Only yesterday Kachikwu appeared before the House of Representatives during a special session and briefed the legislators on the new development. Even though it was not clear what position the House would adopt on the issue after the briefing and the in depth question and answer session, the live programme afforded more Nigerians opportunity to understand the thinking of government and the plans afoot to cushion the biting effects of the new increase. What is also worthy of note is that the government in initiating this policy has shown an immense courage, responsibility and maturity in the way they have kept explaining their position to Nigerians. They have told us that the new price regime will be “painful”, a situation it said would be mitigated by the roll out of the social safety net already captured in the just assented 2016 budget.

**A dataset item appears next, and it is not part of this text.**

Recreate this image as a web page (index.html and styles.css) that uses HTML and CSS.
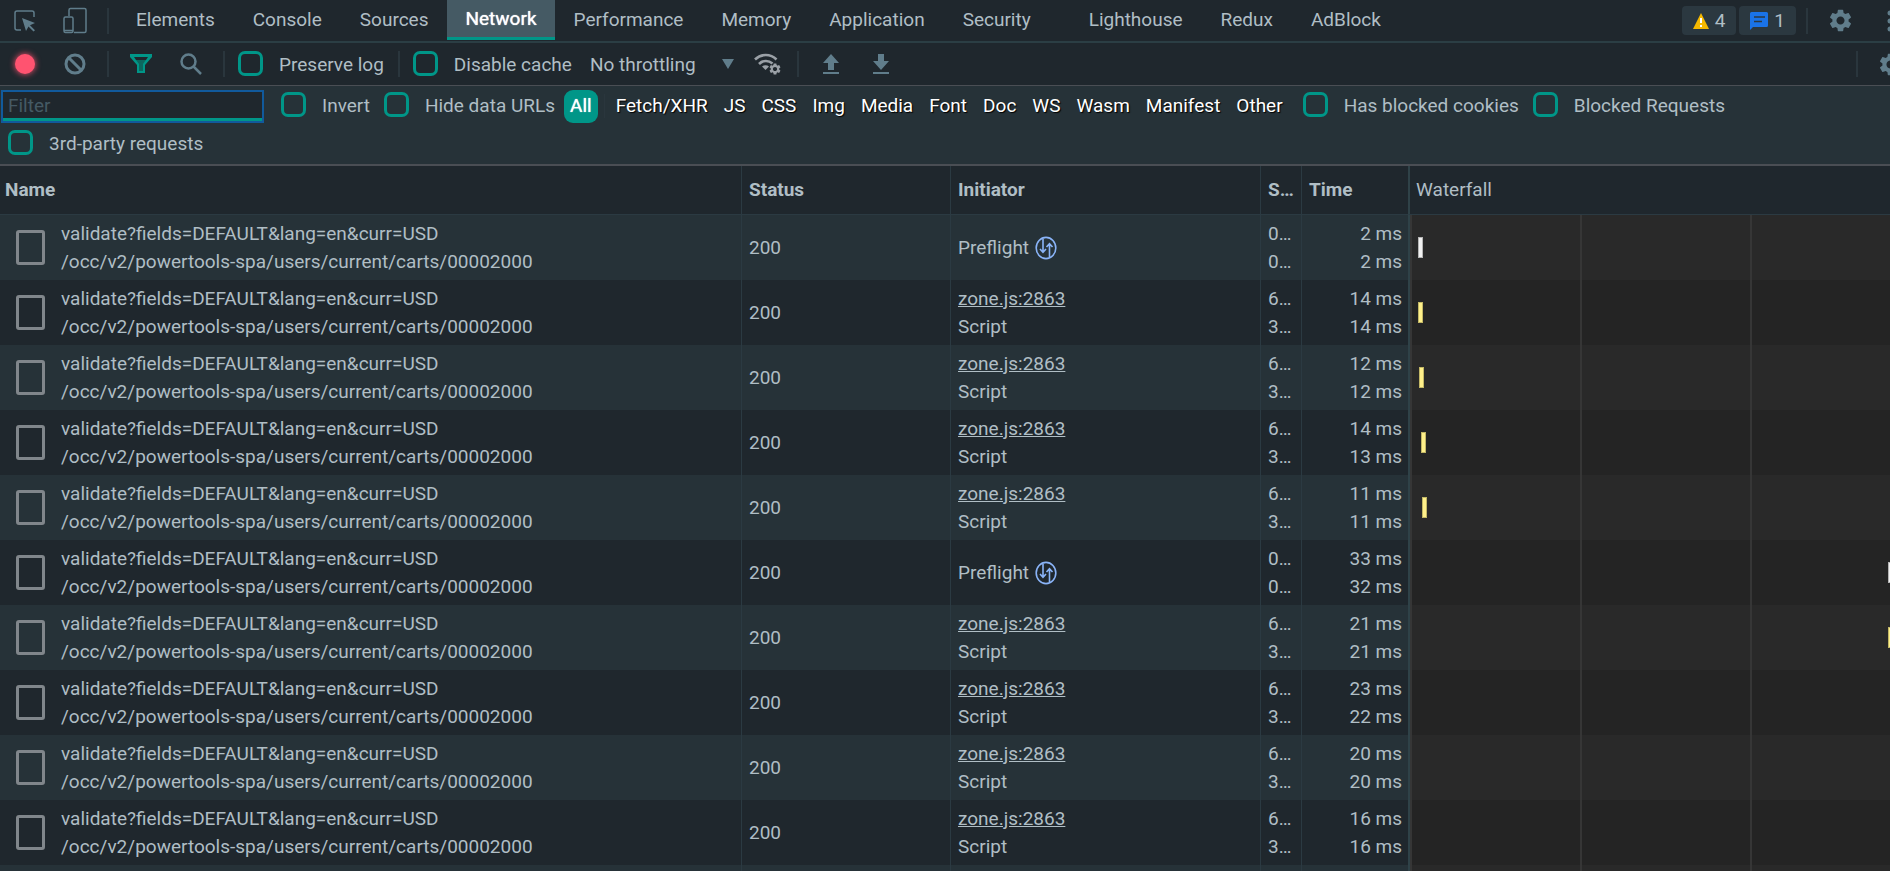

Above all, what is important at this time is that despite the pains associated with the new increase, the Federal Government led by President Muhammadu Buhari, deserves the support and trust of all, to navigate our economy away from the dire straits we currently find ourselves. The President has demonstrated enough commitment to the Nigeria project, the fight against corruption, insurgency and plans to reflate the economy, provide jobs, and ensure that the country’s environment is business friendly enough to attract the needed investment in all sectors of the economy.

More so, whether the current increase is a step towards full deregulation, subsidy removal or occasioned by scarcity of Forex, many analysts believe that the government is on the right track and that the end result of the current initiative will be to the benefit of all not minding that it would take some time for the beneficial derivatives to be felt across board by Nigerians.